Classic Rock (formerly The Classic Rock Experience prior to 2011) was a 24-hour music format produced by Cumulus Media Networks (now Westwood One). It drew an adult mainstream audience between the ages of 25-49 with classic rock music from artists such as Aerosmith, The Allman Brothers Band, The Beatles, Phil Collins, Deep Purple, The Eagles, Jimi Hendrix, Pink Floyd, Queen, and The Rolling Stones.

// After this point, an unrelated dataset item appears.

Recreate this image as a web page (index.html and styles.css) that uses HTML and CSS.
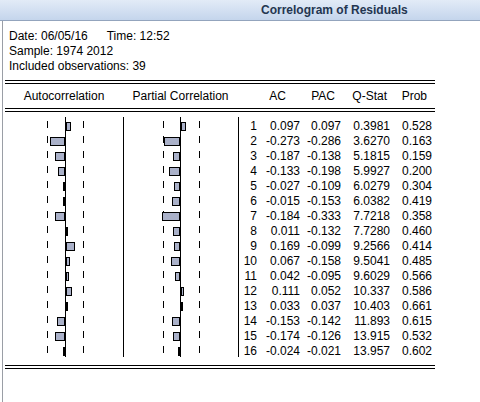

The DJ line-up included Chaz Mixon, Michelle Michaels, Frank Welch, Jeff Davis, Debbie Douglas, Scott Manning, and Dave Bolt.

History 
The Classic Rock Experience was first aired in 1972 by Satellite Music Network (SMN) and has since then maintained its classic rock format to this day. ABC Radio (now Cumulus Media Networks) acquired this network from SMN in 1989.

In May 2014, it was announced that the "Classic Rock" satellite format has been discontinued after the merger of Cumulus Media Networks and Westwood One.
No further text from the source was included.